The race has put the klieg lights on the division between establishment politicians and anti-establishment voters. On Monday night, Vice President Mike Pence and estranged adviser Steve Bannon held dueling rallies in Alabama. And Trump is now caught in the middle. If Strange wins, Trump exposes himself as a pawn of the establishment. And if Moore wins, Trump exposes himself as a weak president whose personal endorsement means little.

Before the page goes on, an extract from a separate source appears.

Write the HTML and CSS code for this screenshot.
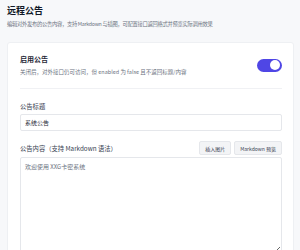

A Moore victory would also be evidence that the movement Trump rode all the way to the White House is prepared to go on without him. Trump’s drift toward the establishment has become something of a pattern. In the past month, he’s faced criticism from his supporters for wavering on his promise to repeal DACA, and for appearing to de-prioritize his promise to build the wall. Trump also shocked his base by twice cutting deals with Democratic leaders Chuck Schumer and Nancy Pelosi, first to negotiate a deal to temporarily raise the debt ceiling, then to begin the process of creating protections for DACA recipients. Right-wing pundits from Ann Coulter to Sean Hannity panned the president’s decision, charging him with making empty campaign promises. “Put a fork in Trump, he’s dead,” Coulter tweeted after news of his DACA deal.

Trump has since attempted to make good with his base by, among other things, attacking African-American athletes. But the warning signs for the GOP are all there: No one can bottle up the forces that Trump has unleashed, not even Trump himself.